### Records to process

= = =

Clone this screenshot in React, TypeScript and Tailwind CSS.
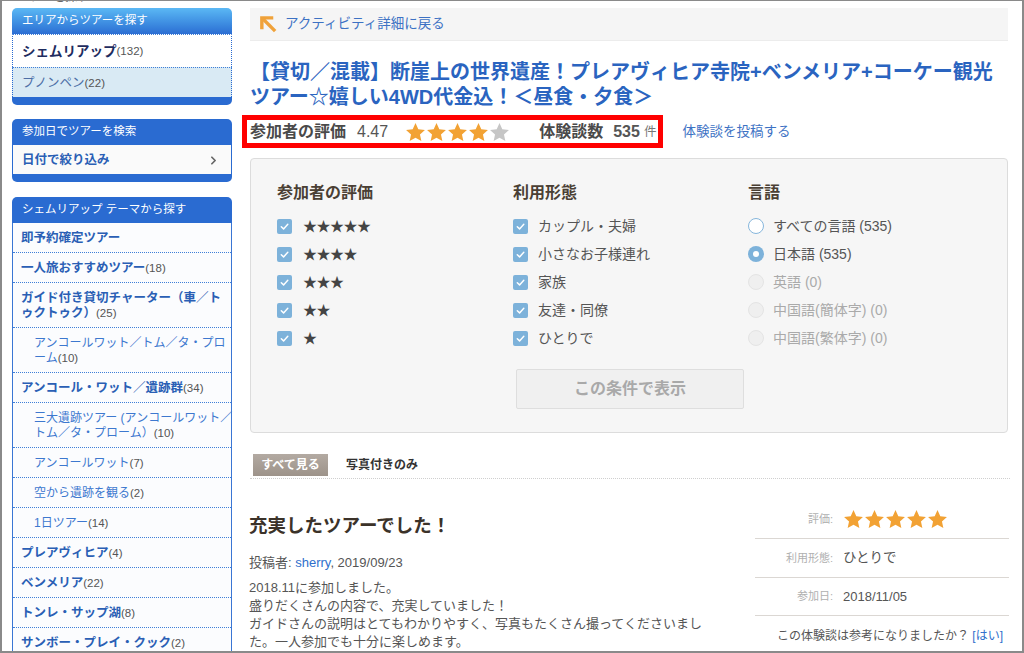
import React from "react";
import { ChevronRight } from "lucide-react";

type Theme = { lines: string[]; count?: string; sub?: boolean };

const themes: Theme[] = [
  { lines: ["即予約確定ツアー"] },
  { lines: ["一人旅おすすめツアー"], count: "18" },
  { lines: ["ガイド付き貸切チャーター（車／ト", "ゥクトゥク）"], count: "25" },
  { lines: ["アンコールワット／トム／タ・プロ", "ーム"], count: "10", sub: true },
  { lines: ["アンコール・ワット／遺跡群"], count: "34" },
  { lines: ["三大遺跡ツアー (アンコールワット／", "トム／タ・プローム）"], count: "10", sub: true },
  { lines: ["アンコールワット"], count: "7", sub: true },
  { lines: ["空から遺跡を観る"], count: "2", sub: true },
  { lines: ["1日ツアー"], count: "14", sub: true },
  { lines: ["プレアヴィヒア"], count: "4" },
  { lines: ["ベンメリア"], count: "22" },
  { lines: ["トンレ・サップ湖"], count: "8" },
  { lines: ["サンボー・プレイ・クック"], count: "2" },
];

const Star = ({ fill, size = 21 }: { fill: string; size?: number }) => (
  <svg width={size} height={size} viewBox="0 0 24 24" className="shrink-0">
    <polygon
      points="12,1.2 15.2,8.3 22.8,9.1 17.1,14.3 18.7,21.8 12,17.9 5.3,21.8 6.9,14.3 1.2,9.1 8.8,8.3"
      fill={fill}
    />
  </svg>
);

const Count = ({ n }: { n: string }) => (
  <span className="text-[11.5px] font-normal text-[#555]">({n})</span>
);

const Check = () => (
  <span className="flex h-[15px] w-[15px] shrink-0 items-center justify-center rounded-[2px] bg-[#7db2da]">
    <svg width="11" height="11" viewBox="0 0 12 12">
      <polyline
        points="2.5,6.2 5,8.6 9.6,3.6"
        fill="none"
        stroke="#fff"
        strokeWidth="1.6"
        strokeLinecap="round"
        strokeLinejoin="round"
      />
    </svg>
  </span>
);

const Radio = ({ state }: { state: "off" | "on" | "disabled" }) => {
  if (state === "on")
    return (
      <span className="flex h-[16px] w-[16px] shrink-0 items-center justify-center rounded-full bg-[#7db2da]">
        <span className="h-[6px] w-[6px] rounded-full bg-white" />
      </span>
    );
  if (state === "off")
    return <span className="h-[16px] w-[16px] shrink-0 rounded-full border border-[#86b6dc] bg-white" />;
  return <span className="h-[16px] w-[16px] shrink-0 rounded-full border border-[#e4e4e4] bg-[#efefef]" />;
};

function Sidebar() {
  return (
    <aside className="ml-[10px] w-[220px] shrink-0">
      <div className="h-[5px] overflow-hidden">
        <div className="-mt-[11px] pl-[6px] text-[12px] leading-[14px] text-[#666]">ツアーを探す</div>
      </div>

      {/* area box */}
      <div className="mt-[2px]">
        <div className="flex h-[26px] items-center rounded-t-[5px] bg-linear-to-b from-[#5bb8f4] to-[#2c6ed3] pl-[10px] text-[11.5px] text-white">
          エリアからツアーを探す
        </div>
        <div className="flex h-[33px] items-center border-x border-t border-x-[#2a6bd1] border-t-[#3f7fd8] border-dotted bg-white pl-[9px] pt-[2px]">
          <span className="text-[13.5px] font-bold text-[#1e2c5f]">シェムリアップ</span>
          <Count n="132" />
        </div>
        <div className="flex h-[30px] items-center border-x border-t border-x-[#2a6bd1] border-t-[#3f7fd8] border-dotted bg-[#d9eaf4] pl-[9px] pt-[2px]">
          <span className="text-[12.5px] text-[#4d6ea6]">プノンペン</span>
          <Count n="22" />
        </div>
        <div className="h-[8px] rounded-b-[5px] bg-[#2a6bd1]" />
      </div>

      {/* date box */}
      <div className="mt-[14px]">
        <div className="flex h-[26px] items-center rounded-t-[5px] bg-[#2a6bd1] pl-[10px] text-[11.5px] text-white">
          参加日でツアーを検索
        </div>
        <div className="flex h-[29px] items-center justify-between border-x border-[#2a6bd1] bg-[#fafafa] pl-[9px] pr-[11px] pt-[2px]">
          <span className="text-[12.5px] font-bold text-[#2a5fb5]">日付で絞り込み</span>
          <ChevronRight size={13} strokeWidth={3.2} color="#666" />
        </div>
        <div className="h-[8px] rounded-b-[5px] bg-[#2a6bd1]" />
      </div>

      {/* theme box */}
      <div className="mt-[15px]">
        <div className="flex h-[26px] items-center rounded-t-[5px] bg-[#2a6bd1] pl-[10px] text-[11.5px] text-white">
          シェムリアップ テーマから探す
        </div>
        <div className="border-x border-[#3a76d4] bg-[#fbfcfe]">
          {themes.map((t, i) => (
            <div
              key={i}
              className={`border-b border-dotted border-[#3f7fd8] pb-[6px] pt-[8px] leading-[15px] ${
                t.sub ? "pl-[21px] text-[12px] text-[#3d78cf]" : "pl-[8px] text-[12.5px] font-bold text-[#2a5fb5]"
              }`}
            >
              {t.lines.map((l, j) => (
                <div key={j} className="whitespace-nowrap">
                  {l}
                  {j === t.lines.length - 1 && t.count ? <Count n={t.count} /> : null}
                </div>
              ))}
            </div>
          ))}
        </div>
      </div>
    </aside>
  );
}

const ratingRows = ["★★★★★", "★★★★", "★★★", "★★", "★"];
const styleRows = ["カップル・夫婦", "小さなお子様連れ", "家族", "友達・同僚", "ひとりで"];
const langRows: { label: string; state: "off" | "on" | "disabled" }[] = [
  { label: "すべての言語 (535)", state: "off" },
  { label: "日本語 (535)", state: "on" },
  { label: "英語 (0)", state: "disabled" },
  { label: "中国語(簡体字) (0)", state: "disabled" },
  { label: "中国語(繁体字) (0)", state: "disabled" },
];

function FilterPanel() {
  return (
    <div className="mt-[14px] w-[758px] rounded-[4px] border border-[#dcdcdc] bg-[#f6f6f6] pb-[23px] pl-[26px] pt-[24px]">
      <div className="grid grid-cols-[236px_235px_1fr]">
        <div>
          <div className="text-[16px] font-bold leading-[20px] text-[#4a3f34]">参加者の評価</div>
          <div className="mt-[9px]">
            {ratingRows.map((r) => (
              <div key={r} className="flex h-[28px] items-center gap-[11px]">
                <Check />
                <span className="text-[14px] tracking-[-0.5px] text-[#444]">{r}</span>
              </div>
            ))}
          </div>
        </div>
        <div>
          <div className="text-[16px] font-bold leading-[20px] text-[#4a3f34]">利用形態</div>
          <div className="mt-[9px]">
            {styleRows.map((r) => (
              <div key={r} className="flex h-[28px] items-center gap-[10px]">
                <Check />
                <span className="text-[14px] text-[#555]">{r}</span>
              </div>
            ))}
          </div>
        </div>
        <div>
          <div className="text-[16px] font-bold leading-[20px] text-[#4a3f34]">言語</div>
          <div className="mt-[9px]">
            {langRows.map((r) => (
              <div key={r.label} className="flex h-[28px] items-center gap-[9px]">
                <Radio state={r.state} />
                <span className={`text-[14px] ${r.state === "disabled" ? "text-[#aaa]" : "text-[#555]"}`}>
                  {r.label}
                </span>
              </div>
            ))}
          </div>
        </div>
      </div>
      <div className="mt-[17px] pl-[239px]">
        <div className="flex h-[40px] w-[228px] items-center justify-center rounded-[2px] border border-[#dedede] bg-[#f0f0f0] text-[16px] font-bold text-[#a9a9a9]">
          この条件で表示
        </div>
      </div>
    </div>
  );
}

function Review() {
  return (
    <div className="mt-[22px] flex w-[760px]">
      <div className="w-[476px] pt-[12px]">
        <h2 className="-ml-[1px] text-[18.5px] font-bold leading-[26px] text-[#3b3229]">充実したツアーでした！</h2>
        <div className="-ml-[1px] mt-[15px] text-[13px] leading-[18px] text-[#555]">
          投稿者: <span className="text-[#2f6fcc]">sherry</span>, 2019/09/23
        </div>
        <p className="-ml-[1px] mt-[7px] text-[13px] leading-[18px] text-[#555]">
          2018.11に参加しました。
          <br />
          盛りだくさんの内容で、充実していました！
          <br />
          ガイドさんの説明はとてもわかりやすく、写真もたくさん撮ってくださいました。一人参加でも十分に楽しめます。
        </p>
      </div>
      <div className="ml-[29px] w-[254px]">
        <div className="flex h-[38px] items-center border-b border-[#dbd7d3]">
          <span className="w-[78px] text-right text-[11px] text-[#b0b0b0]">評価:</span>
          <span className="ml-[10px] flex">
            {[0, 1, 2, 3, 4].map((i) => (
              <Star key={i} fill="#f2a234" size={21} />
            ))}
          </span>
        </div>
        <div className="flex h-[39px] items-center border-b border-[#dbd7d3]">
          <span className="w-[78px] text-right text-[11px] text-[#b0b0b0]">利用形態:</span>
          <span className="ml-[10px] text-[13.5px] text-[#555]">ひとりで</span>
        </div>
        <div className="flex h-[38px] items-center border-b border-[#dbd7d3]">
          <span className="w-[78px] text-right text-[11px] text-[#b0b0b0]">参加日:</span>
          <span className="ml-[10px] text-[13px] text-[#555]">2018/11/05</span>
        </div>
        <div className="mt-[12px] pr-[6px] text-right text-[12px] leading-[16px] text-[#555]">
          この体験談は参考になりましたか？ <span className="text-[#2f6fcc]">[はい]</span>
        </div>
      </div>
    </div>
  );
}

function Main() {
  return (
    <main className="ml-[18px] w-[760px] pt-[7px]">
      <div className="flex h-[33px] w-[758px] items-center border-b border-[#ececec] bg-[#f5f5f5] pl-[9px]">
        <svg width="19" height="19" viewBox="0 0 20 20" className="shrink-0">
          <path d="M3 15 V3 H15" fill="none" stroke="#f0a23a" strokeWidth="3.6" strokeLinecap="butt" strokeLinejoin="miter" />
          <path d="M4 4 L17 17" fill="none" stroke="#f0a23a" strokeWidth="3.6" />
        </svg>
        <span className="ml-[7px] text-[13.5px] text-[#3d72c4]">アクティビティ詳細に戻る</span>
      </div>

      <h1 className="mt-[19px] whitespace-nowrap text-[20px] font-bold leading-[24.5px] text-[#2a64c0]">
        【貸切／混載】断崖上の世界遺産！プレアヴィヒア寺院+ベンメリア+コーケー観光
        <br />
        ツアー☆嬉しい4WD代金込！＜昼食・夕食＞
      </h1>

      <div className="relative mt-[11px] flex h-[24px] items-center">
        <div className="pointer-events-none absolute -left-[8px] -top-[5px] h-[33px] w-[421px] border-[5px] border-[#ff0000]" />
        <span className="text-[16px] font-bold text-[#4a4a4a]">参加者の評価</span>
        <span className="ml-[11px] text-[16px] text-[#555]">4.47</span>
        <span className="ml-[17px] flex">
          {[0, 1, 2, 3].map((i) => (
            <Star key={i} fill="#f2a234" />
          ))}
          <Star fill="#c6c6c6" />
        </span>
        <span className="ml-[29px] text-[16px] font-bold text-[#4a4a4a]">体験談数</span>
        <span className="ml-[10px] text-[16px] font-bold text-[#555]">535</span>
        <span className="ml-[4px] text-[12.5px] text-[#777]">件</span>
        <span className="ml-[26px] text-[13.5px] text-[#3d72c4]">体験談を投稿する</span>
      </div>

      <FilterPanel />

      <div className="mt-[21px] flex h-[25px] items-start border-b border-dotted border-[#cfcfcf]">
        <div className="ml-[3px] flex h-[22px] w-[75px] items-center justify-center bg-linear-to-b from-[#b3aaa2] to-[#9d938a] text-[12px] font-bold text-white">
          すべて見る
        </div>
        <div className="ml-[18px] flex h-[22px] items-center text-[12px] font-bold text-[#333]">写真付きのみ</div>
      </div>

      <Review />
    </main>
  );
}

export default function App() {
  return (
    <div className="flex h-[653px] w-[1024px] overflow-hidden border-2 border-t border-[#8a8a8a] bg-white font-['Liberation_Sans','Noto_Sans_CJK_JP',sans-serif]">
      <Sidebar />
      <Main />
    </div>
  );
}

= = =

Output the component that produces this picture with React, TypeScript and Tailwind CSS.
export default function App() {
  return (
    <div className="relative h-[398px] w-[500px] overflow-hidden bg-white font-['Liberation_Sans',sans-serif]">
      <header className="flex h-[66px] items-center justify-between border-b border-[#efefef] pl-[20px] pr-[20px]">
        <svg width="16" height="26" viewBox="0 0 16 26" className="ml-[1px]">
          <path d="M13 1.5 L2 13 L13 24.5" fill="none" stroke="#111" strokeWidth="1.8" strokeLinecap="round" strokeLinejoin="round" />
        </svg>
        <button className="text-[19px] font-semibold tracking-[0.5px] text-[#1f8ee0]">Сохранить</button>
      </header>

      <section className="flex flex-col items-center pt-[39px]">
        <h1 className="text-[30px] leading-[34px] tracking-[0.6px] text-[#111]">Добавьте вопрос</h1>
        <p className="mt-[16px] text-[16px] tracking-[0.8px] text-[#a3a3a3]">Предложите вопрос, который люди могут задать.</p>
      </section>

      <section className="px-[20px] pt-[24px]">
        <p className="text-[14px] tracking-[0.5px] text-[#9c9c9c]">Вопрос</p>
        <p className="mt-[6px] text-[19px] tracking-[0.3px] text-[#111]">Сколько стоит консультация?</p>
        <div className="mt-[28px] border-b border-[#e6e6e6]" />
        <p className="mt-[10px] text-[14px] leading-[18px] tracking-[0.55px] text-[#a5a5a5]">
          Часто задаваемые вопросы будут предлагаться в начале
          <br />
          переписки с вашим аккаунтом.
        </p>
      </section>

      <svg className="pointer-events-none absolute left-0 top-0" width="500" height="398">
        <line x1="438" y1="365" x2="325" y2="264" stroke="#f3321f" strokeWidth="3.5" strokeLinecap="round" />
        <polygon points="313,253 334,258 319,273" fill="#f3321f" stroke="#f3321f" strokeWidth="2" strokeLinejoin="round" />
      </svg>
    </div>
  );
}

= = =

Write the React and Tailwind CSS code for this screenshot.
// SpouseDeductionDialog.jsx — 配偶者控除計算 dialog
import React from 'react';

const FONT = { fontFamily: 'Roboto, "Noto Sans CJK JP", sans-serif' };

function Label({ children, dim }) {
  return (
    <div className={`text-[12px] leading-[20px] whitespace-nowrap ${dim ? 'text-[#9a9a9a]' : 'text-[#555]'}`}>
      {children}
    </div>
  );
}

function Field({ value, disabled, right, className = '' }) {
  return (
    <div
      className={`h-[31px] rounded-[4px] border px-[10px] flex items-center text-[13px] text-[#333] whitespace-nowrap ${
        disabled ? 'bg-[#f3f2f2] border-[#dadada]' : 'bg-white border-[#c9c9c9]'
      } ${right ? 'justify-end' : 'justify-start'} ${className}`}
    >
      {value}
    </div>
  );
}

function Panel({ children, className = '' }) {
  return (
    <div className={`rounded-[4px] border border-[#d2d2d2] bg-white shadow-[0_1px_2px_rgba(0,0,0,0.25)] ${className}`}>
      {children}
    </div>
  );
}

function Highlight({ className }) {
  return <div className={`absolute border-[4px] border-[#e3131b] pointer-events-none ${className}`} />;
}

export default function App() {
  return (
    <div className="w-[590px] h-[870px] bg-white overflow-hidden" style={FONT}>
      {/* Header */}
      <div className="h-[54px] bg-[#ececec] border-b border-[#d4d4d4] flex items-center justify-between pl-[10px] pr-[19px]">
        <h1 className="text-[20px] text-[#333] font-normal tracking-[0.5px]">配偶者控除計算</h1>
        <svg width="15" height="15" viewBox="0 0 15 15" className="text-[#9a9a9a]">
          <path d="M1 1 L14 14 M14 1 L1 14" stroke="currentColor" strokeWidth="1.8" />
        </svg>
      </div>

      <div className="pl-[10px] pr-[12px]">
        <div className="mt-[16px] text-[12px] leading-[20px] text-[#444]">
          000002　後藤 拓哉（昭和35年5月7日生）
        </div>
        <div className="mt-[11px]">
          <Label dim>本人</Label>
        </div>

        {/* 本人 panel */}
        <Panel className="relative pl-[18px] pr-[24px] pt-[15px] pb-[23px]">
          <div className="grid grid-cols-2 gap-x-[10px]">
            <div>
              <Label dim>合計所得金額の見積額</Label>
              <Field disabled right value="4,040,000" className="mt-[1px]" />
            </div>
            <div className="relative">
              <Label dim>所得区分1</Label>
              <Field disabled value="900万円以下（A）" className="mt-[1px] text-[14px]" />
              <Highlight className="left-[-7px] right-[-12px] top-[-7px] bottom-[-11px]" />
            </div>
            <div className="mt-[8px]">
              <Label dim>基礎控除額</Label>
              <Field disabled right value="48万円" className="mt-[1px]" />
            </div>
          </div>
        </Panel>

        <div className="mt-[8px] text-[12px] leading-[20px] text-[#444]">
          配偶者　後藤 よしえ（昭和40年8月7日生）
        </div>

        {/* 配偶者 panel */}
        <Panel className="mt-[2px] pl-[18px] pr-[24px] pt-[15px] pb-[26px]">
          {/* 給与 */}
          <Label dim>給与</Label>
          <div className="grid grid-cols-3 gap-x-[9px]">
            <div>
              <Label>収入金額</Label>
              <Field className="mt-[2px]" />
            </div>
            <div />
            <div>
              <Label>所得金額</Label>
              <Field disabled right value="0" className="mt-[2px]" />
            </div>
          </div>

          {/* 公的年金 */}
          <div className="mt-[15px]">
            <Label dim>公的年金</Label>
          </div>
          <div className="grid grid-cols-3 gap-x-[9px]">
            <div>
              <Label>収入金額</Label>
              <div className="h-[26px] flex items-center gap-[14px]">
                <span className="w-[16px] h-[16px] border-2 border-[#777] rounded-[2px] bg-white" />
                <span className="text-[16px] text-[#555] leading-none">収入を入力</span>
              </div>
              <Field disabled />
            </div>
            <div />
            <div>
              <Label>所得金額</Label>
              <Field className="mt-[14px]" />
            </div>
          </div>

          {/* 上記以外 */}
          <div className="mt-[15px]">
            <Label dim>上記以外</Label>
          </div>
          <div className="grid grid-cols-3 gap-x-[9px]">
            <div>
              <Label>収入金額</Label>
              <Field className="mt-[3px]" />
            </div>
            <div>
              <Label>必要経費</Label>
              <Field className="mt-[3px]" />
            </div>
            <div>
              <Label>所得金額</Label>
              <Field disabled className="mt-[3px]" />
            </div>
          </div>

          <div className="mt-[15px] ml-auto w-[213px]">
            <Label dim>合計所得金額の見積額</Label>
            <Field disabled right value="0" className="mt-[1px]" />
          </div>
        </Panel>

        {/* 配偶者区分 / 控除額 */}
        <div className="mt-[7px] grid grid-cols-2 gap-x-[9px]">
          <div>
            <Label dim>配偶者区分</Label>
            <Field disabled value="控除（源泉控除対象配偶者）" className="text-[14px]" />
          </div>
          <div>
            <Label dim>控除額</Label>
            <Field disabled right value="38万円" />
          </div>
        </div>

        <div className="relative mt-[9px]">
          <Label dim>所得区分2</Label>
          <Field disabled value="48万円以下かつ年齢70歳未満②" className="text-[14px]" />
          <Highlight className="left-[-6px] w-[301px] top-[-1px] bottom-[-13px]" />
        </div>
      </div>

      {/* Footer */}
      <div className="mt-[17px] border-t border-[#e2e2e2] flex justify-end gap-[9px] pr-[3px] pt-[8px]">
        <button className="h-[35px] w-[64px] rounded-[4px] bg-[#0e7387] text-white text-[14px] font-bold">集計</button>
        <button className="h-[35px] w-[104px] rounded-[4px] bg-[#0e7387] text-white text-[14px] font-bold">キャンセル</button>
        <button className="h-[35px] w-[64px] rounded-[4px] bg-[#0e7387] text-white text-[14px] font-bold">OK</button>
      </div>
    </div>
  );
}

= = =

### Task
Omit all pictures, and reproduce exactly the lines from the one holding "Clone this screenshot" through the one holding "string[]; count?: string;", both included.

### Full answer
Clone this screenshot in React, TypeScript and Tailwind CSS.
import React from "react";
import { ChevronRight } from "lucide-react";

type Theme = { lines: string[]; count?: string; sub?: boolean };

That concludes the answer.